As long as they have found that there is a problem then should you need any axtra treatment then they will be ready. After your baby is born if they dont offer it to you, get more blood tests done to see if it was due to being pregnant or if it is something you had previously. It can be a sign of many things, some not so nice so would be worth finding out. Wishing you a heathy pregnancy/birth x


----------



## babybaillie

Had my blood checked today because i was covered in red spots and nose is bleeding constantly during the nite. Got a call from the gp and they are now at 14.. have to go back 2moro morning.

has anyone ever been put on predsinole 20mg? there talking about this, but i dont want to be on steroids for 6 weeks, and i dont want to blow up like a balloon. 

cant wiat for this all to be over now


----------



## bky

Old post but I was glad to find this. Just found out I have low platelets (though not even really that low, just 130-140 range down from 210 at initial bloods). Have to have them retested and an obsetric consult if they are still low. I'm already at risk of a c-section for low placenta, but doesn't sound like I'm likely to be in any danger zones unless they drop drastically.


----------



## e1234

Found this thread 
I'm in my 6th pregnancy 
I have had low platelets in all but this time they are the lowest. 
I had twice post partum hemmorage.

my platelets now dropped to 48 and the hemotologist is considering giving me ivig .
I'm not sure if that means i'll be hospitalized or just go into the hospital for treatment.
anyone here get ivig? does it affect the baby at all. i'm 34 weeks now.


----------



## Skeet

the doctors all want me induced right away. i am all for natural childbirth, and i want the baby to come when she's ready. my platelets are at 110 as of monday night, they've fallen from 127 to 110 in 11 days. i dislike hospitals and my blood pressure goes up every time i'm in there. so they think i've got all these problems with platelets dropping and bp being too high. i am facing everything i've been avoiding the whole pregnancy, mostly a c-section, drugs, pitocin for inducing... do you think i'll be okay waiting? medicaid is my form of payment and i don't want it shut off by not following doctors orders. PLEASE HELP!!! i'm 39 weeks btw, but i feel like the babe needs some more time to bake


----------



## babybaillie

110 is absoloutely fine. No reason for an induction at that level. Mine were 14 when i was taken in for induction. i was told if they went up to 70 i wouldnt have to be induced. i ended up having to have a e/cs but thank god i did as babys platelets were 22 and she wouldnt have survived a normal delivery


----------



## becstar

I had ITP as a child and am being retuested now as I'm bruising crazily - but I didn't think it could return in adulthood if you had it in childhood?


----------



## ashley_gee89

Hi i just found this thread via googlin for platelet info. My platelet problem occured before i was pregnant but a recent blood test showed they have dropped to 91 i am already under hematology and consultant care and my cons said if they drop below 100 i will need to see an anaesthetist, why would i need to see one of those?


----------



## babybaillie

Could be to get an assesment incase you need a c/s?? I had a meeting with him last pregnancy. With low platelets, if they are below 50 u wouldnt be allowed an epidural, or any other pain relief other than gas n air, and they couldnt do certain tests. thats what ive had to go with, 91 is a great number. mine r sitting at 93 just now, and if they stay about 50 ill be happy.


----------



## ashley_gee89

*Aw that's good news. Did you run into any complications in your labour/s because of low platelet count ?

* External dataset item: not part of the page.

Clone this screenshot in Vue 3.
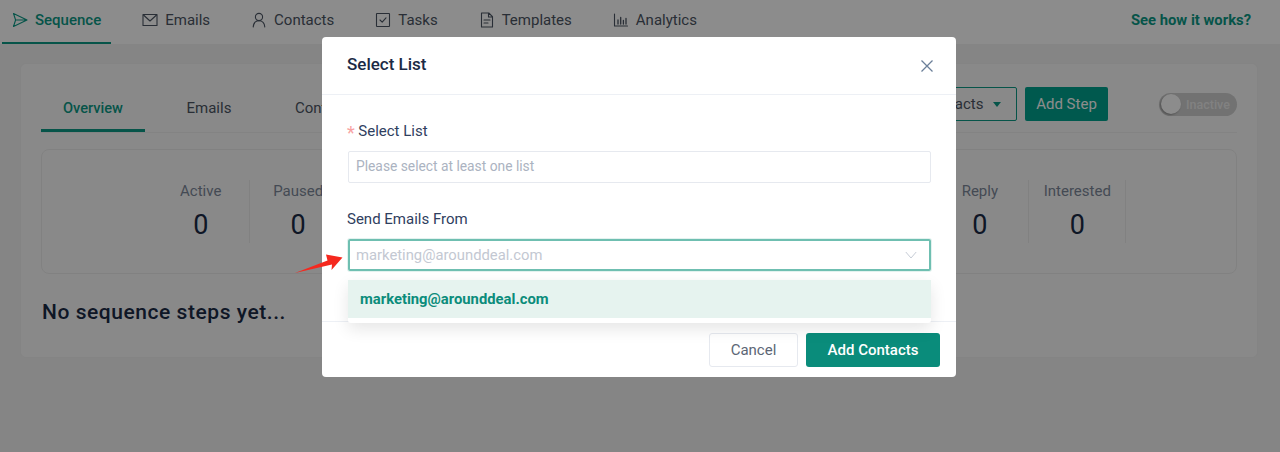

I agree 91 is good but if they keep following the pattern they are, they will be below 50 pretty soon! They have just adopted the "watch and wait" approach.*


----------



## TeamB

Hi
I appreciate you may not still be active on here but I wondered if you had any research you could send me re low platelets. My bloods have gone down to 133 at 37 weeks +4 and midwife saying I may not be able to have home birth. Really appreciate it.
Thanks


----------



## TeamB

Hi
I appreciate you may not be active on here anymore but just wondering if you could offer any info re low platelets in pregnancy. Currently 37+4 and have level of 133. Community midwife says I can not have home birth. Thanks


----------